The Yoon administration merely tried to sweep Itaewon under the rug and move on. The police brutally repressed memorial rallies by the bereaved families. The city of Seoul has threatened to dismantle the memorial altar and doled out fines. Yoon, Kim, Park, and others accountable refused to attend the first anniversary memorial for Itaewon victims. A broadcaster received legal sanctions for hosting a guest who pointed out that “nobody assumes political responsibility” for Itaewon. There also have been allegations that the prosecutor’s office is deliberately obstructing investigation and indictment procedures. 

In November 2023, the United Nations Human Rights Committee duly noted that “a full-scale, independent investigation of the causes of the incident does not appear to have been carried out to determine the truth,” that “effective remedies have not been provided to victims,” and that “authorities have obstructed efforts to memorialize victims of the disaster, including by using excessive force at memorial rallies and investigating human rights activists who participate in such rallies.”

The Itaewon disaster has been, at best, a nuisance to the Yoon administration, a painful reflection and reminder of its incompetence and apathy. It has spared no effort to cocoon the top brass and impose collective amnesia on what happened. That the former Yongsan police chief was rather concerned about heavy traffic around the presidential residence in his car ride to the Itaewon disaster encapsulates the government’s sole focus: the president and his people.

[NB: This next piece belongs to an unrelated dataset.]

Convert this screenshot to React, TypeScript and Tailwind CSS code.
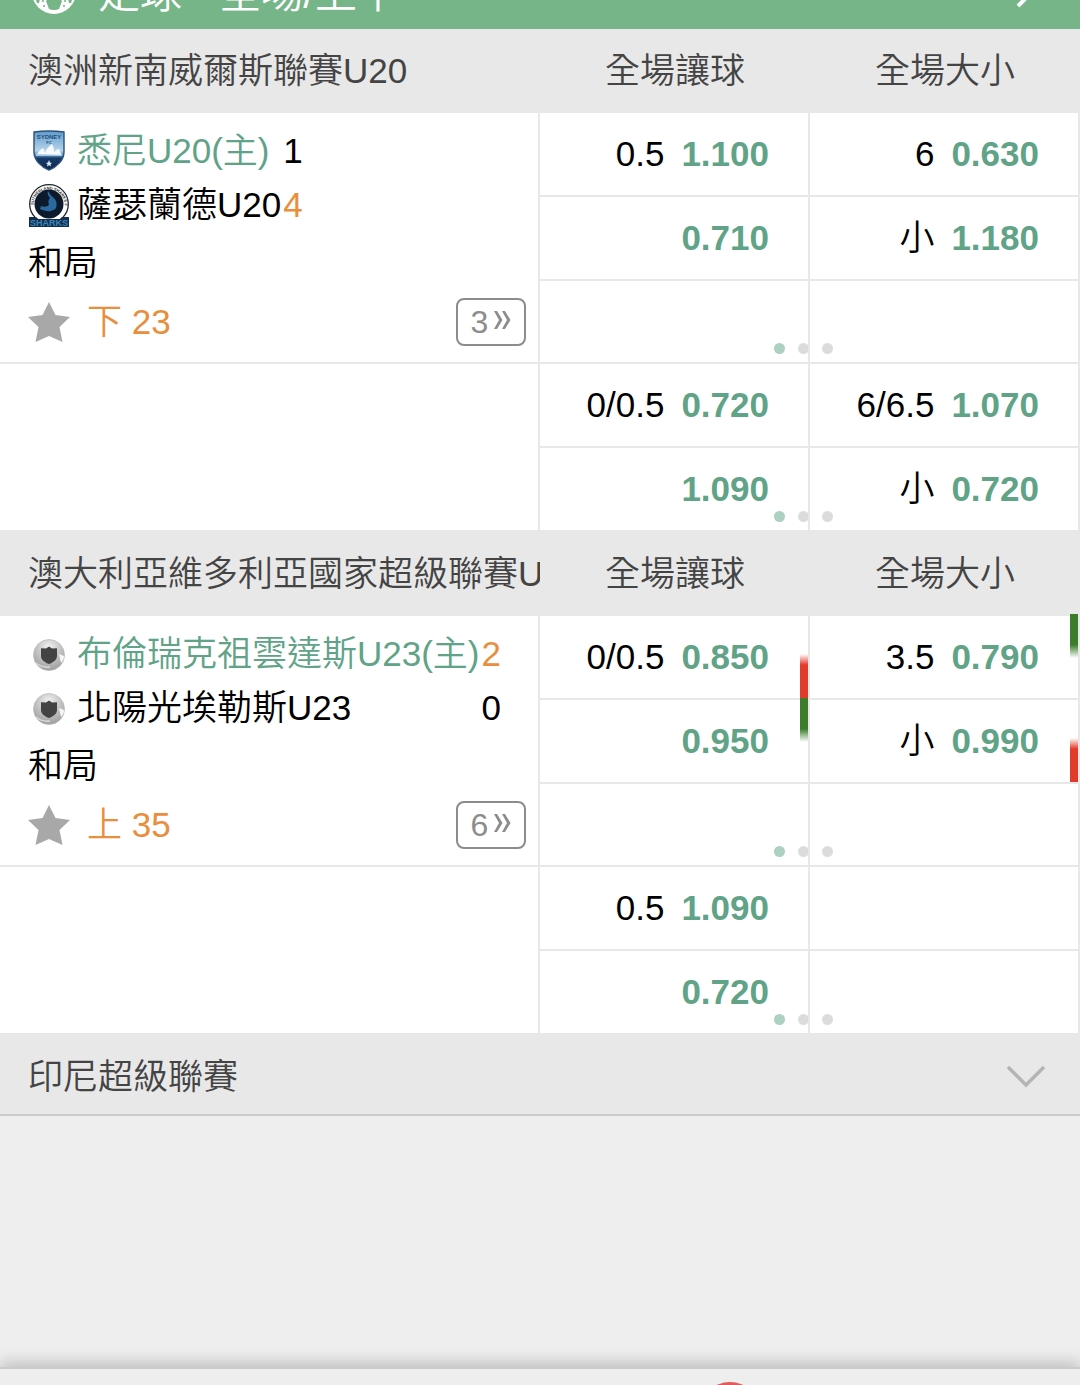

Had it not been for the April general elections that reprimanded the government, the PPP and Yoon wouldn’t have backed down for any Itaewon special bill. This is why the new Itaewon special counsel matters – both for the sake of all those who perished in the absence of the government’s governing aptitude and accountability and for the future’s sake. May the next year – the Itaewon special counsel’s mandate – prove fruitful and palliative.